Clark, who has been with the Santa Rosa Police Department for 21 years, attempted to subdue Finnerty by putting him in a carotid restraint - a hold that involves putting one’s arm around a suspect’s neck in a V shape and applying pressure to make them lose consciousness. Clark testified that he has received extensive training to apply the restraint properly.

“Basically, (his behavior) was putting us in danger if there was somebody else in the house,” Clark said.

Clark said at the hearing that he didn’t apply the full pressure to Finnerty’s neck so he could communicate. When Finnerty agreed to cooperate, Clark released him and officers maneuvered Finnerty into Castro’s patrol car.
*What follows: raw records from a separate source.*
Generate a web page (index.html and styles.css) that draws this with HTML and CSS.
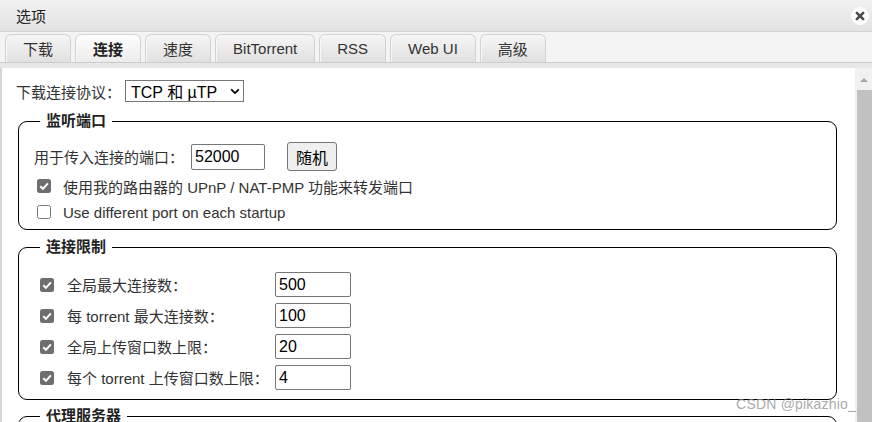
FILE: index.html
```html
<!DOCTYPE html>
<html lang="zh">
<head>
<meta charset="utf-8">
<title>选项</title>
<link rel="stylesheet" href="styles.css">
</head>
<body>
<div class="window">
  <div class="titlebar">
    <span class="title">选项</span>
    <span class="close">
      <svg width="18" height="18" viewBox="0 0 18 18">
        <circle cx="9" cy="9" r="9" fill="#ffffff"/>
        <path d="M5.8 5.8 L12.2 12.2 M12.2 5.8 L5.8 12.2" stroke="#4d4d4d" stroke-width="2.6" stroke-linecap="round"/>
      </svg>
    </span>
  </div>
  <div class="tabbar">
    <div class="tab">下载</div>
    <div class="tab active">连接</div>
    <div class="tab">速度</div>
    <div class="tab">BitTorrent</div>
    <div class="tab">RSS</div>
    <div class="tab">Web UI</div>
    <div class="tab">高级</div>
  </div>
  <div class="tabline"></div>
  <div class="body">
    <div class="content">
      <div class="proto-row">
        <span class="label">下载连接协议：</span>
        <div class="select">
          <span>TCP 和 µTP</span>
          <svg width="10" height="7" viewBox="0 0 10 7"><path d="M1.2 1.3 L5 5.1 L8.8 1.3" fill="none" stroke="#000" stroke-width="1.8"/></svg>
        </div>
      </div>

      <fieldset class="group g1">
        <legend>监听端口</legend>
        <div class="port-row">
          <span class="label">用于传入连接的端口：</span>
          <input class="num port" type="text" value="52000">
          <button class="btn" type="button">随机</button>
        </div>
        <div class="check-row">
          <span class="cb checked"><svg width="14" height="14" viewBox="0 0 14 14"><rect x="0" y="0" width="14" height="14" rx="2.5" fill="#6e6e6e"/><path d="M3.3 7.2 L5.9 9.8 L10.9 4.3" fill="none" stroke="#fff" stroke-width="2"/></svg></span>
          <span class="label">使用我的路由器的 UPnP / NAT-PMP 功能来转发端口</span>
        </div>
        <div class="check-row">
          <span class="cb"></span>
          <span class="label">Use different port on each startup</span>
        </div>
      </fieldset>

      <fieldset class="group g2">
        <legend>连接限制</legend>
        <div class="limit-row">
          <span class="cb checked"><svg width="14" height="14" viewBox="0 0 14 14"><rect x="0" y="0" width="14" height="14" rx="2.5" fill="#6e6e6e"/><path d="M3.3 7.2 L5.9 9.8 L10.9 4.3" fill="none" stroke="#fff" stroke-width="2"/></svg></span>
          <span class="label">全局最大连接数：</span>
          <input class="num lim" type="text" value="500">
        </div>
        <div class="limit-row">
          <span class="cb checked"><svg width="14" height="14" viewBox="0 0 14 14"><rect x="0" y="0" width="14" height="14" rx="2.5" fill="#6e6e6e"/><path d="M3.3 7.2 L5.9 9.8 L10.9 4.3" fill="none" stroke="#fff" stroke-width="2"/></svg></span>
          <span class="label">每 torrent 最大连接数：</span>
          <input class="num lim" type="text" value="100">
        </div>
        <div class="limit-row">
          <span class="cb checked"><svg width="14" height="14" viewBox="0 0 14 14"><rect x="0" y="0" width="14" height="14" rx="2.5" fill="#6e6e6e"/><path d="M3.3 7.2 L5.9 9.8 L10.9 4.3" fill="none" stroke="#fff" stroke-width="2"/></svg></span>
          <span class="label">全局上传窗口数上限：</span>
          <input class="num lim" type="text" value="20">
        </div>
        <div class="limit-row">
          <span class="cb checked"><svg width="14" height="14" viewBox="0 0 14 14"><rect x="0" y="0" width="14" height="14" rx="2.5" fill="#6e6e6e"/><path d="M3.3 7.2 L5.9 9.8 L10.9 4.3" fill="none" stroke="#fff" stroke-width="2"/></svg></span>
          <span class="label">每个 torrent 上传窗口数上限：</span>
          <input class="num lim" type="text" value="4">
        </div>
      </fieldset>

      <fieldset class="group g3">
        <legend>代理服务器</legend>
        <div class="port-row">
          <span class="label">类型：</span>
        </div>
      </fieldset>
    </div>
    <div class="scrollbar">
      <div class="arrow"></div>
      <div class="thumb"></div>
    </div>
  </div>
  <div class="watermark">CSDN @pikazhio_</div>
</div>
</body>
</html>
```

FILE: styles.css
```css
* { box-sizing: border-box; }

body {
  margin: 0;
  font-family: "Liberation Sans", Arial, "Noto Sans CJK SC", sans-serif;
  font-size: 15px;
  color: #333;
  background: #fff;
}

.window {
  width: 872px;
  height: 422px;
  overflow: hidden;
  position: relative;
  display: flex;
  flex-direction: column;
}

.titlebar {
  height: 32px;
  flex: none;
  display: flex;
  align-items: center;
  justify-content: space-between;
  padding: 0 3px 0 16px;
  background: linear-gradient(#f1f1f1, #e3e3e3);
  border-bottom: 1px solid #d2d2d2;
}

.title {
  font-size: 15px;
  color: #222;
}

.close {
  width: 18px;
  height: 18px;
  display: flex;
}

.tabbar {
  height: 31px;
  flex: none;
  display: flex;
  align-items: flex-end;
  gap: 4px;
  padding-left: 5px;
  background: #f4f4f4;
  border-bottom: 1px solid #cbcbcb;
}

.tab {
  height: 28px;
  padding: 0 17px;
  display: flex;
  align-items: center;
  border: 1px solid #d2d2d2;
  border-bottom: none;
  border-radius: 6px 6px 0 0;
  background: linear-gradient(#f6f6f6, #e0e0e0);
  color: #333;
  font-size: 15px;
  box-shadow: inset 1px 0 0 #f9f9f9;
}

.tab.active {
  background: linear-gradient(#fdfdfd, #ececec);
  font-weight: bold;
  color: #222;
}

.tabline {
  height: 5px;
  flex: none;
  background: #e8e8e8;
}

.body {
  flex: 1;
  display: flex;
  min-height: 0;
}

.content {
  flex: 1;
  border-left: 2px solid #d6d6d6;
  padding: 12px 18px 0 14px;
  overflow: hidden;
}

.label {
  color: #333;
  white-space: nowrap;
}

.proto-row {
  display: flex;
  align-items: center;
  height: 22px;
}

.select {
  margin-left: 4px;
  width: 119px;
  height: 22px;
  border: 1px solid #767676;
  display: flex;
  align-items: center;
  justify-content: space-between;
  padding: 0 3px 0 5px;
  font-size: 16px;
  color: #000;
}

.group {
  margin: 10px 0 0 2px;
  border: 1px solid #000;
  border-radius: 9px;
  padding: 12px 14px 4px 15px;
  min-width: 0;
}

.group legend {
  font-weight: bold;
  font-size: 15px;
  line-height: 18px;
  color: #222;
  padding: 0 6px;
  margin-left: 6px;
}

.g2 {
  margin-top: 8px;
  padding-top: 16px;
  padding-bottom: 9px;
}

.g3 {
  margin-top: 7px;
}

.port-row {
  display: flex;
  align-items: center;
  height: 29px;
}

.port-row + .check-row {
  margin-top: 2px;
}

.num {
  height: 25px;
  border: 1px solid #767676;
  border-radius: 2px;
  font-family: "Liberation Sans", Arial, sans-serif;
  font-size: 16px;
  color: #000;
  padding: 1px 3px;
  background: #fff;
}

.port {
  width: 74px;
  height: 26px;
  margin-left: 7px;
}

.btn {
  margin-left: 22px;
  width: 50px;
  height: 29px;
  font-family: "Liberation Sans", Arial, "Noto Sans CJK SC", sans-serif;
  font-size: 16px;
  color: #000;
  background: #efefef;
  border: 1px solid #767676;
  border-radius: 3px;
  padding: 0;
}

.check-row {
  display: flex;
  align-items: center;
  height: 26px;
}

.cb {
  width: 14px;
  height: 14px;
  flex: none;
  display: flex;
  border: 1px solid #767676;
  border-radius: 2.5px;
  background: #fff;
}

.cb.checked {
  border: none;
}

.check-row .cb {
  margin-left: 3px;
}

.check-row .label {
  margin-left: 12px;
}

.limit-row {
  display: flex;
  align-items: center;
  height: 25px;
}

.limit-row + .limit-row {
  margin-top: 6px;
}

.limit-row .cb {
  margin-left: 6px;
}

.limit-row .label {
  margin-left: 13px;
  width: 208px;
}

.lim {
  width: 76px;
}

.scrollbar {
  width: 17px;
  flex: none;
  background: #f1f1f1;
  display: flex;
  flex-direction: column;
  align-items: flex-end;
}

.arrow {
  margin-top: 10px;
  margin-right: 4px;
  width: 0;
  height: 0;
  border-left: 4px solid transparent;
  border-right: 4px solid transparent;
  border-bottom: 4px solid #a3a3a3;
}

.thumb {
  margin-top: 8px;
  width: 15px;
  flex: 1;
  background: #c1c1c1;
}

.watermark {
  position: absolute;
  right: 16px;
  top: 396px;
  font-size: 14px;
  color: rgba(140, 140, 140, 0.75);
  letter-spacing: 0.2px;
}
```
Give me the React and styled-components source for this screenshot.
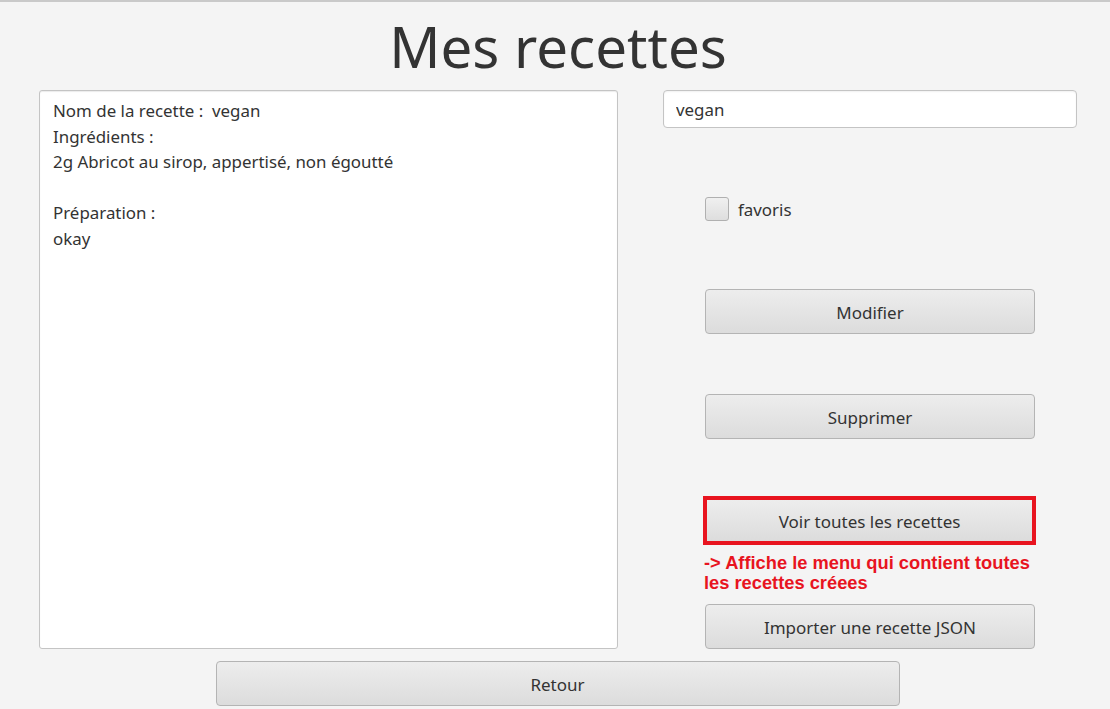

Finnerty later told Castro that he had heard a loud explosion earlier that night. When he went outside to find out what was going on, he saw a car speeding off and thought it was suspicious, so he approached the Adamsons’ house to check up on them. He admitted to Castro that he may have accidentally broken the glass on the back door, which Castro believed led to Finnerty’s bloodied hands.

To Castro’s knowledge, officers haven’t found out what caused the loud explosion that the Adamsons and Finnerty reported.

Finnerty’s lawyer, Jane Gaskell, argued that his intent that night was to help the Adamsons, whom he believed were in danger. She added that he even called 911 to report the incident.

The only time Finnerty physically resisted officers that night was when they tried to place him in the patrol car, Gaskell argued.

“While Mr. Finnerty deeply regrets that his conduct caused Mr. and Mrs. Adamson to be fearful, the evidence is abundantly clear that his actions that night . . . stemmed from a sincere belief that his neighbors were in grave danger and that he needed to either defend or rescue them,” Gaskell said in a statement she emailed after the hearing Wednesday.

Finnerty is expected to return to court Jan. 2.

The CHP is also conducting an internal affairs investigation into Finnerty’s actions on Aug. 16, though the details of that investigation were not available Wednesday night.